Especially with the current landscape (PSA grading fees + high prices for graded commons + very high prices for unopened) I really think graded sets are more of a vanity project for the individual collector now. As someone who has built two 70s graded sets back in the day, I couldn't imagine trying to do so now. When I built my 72T and 75T, PSA8 commons could had pretty consistently in the $10-15 range. And 9s in the $15-20 range. If memory serves, grading fees were in the $8/card range. There were exceptions, obviously. But now. . .when grading is $16-$19/card it makes it really really hard to submit duplicates to pay for the stuff you want to keep. And with grading that high, it makes it really tough to justify $1k to $2k on cracking a rack box from 1980-1983. You need to have a pretty spectacular rack box - and a fair amount of money for submissions - to hope to break even, much less pay for your 'keepers'.
Maybe I'm misreading the economics of this. I have been away for quite a while.
Mike, welcome back. I echo your thoughts on trying to make a graded set from 1960-1985 at the price of $16 a card. PSA really needs to think hard about the direction of their company and how they can encourage set collectors going forward. They need to do a true collectors special for $10 a card/$100 or less and upcharge to $20 if the card has a value of $200+. The pricing truly hurts the set collectors.
While it wouldn't entice me as I have no interest in doing a graded set (been there done that), I would think something like this could be a win/win. . .
$10/card. . .70 day turnaround. . .25 card minimum. . .stipulation being that all cards submitted must be from an issue where you have a set on the registry that's at least 10% complete.
I think this would keep out most dealers and bulk submitters (unless they want to register sets with 60-70 cards each on the registry). And it wouldn't allow you to start your set that way - so you need to demonstrate you're serious about building the set first.
Just an idea.
I love the idea, however there are many sets that I would like to grade out but have not done so because of the cost. As hard as PSA has been on vintage, it just does not make sense to grade out 70's commons. I sent in around 700 vending cards from 1971 Topps football, 1971 Topps basketball and 1973-1975 Basketball straight from vending. Got destroyed by the graders. I have PSA 6's that look PSA 10's. A real shame that they choose to do this.
If they would do a true commons special and surcharge any that are above $100 value, this would be a very fair deal. That way when you get an invoice of all PSA 6/7/minimum sized/9PD you won't be overcharged for the bag of @#$@ 112 days after you sent it off.
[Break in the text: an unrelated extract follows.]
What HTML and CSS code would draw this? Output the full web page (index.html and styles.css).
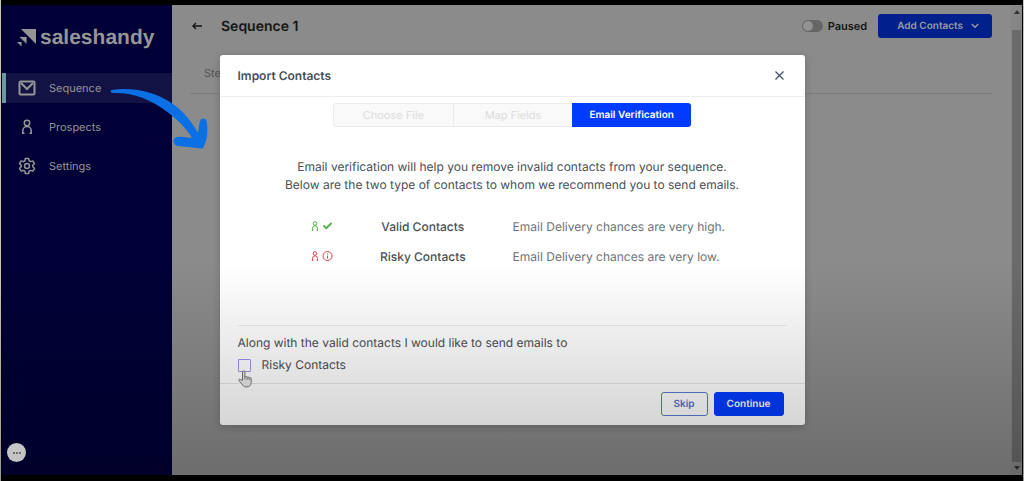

I had given up submitting cards for that very reason. Not sure what the answer is. Seems like no matter what I try, nothing has come back higher than a 7. For that reason, I've decided that if I want graded cards, I just buy them.
@1954
A few things at play here.
So yeah. . .my sets are all raw now.
This would be an 8 all day long back 10 years ago. Now PSA would put this in a 6 or 7 holder due to the bottom corners and a small amount of PD in the card. You can pull up 20 psa 8s from 10 years ago and this card looks just like those. Sending in this card at $15 does not kill you-you might not like the grade, but at least it has a value greater than $15.
@1954
I did some thinking about this and the best way I can describe it is this. . .
When I was submitting back in the day, there were some pretty clear delineations between a 7, an 8, and a 9. And if a card came back lower than expected, you had a good sense of why - i.e a corner with a little too much touch. . .centering didn't quite make it to 60/40. . .etc. Now. . .the lines between a 7 and an 8 seem completely arbitrary. To the point where I'd be willing to bet a grader couldn't maintain more than about 60% consistency in a double-blind test.
Then. . .when I was submitting, in most cases the difference between a 9 and a 10 generally came down to what kind of day the grader was having. Now, that's worked itself down to the difference between 8s and 9s.
As for the Aaron. . .I know part of it is that graders are used to looking at modern, laser-cut cards, so their idea of "light wear/chipping" is completely off the rails.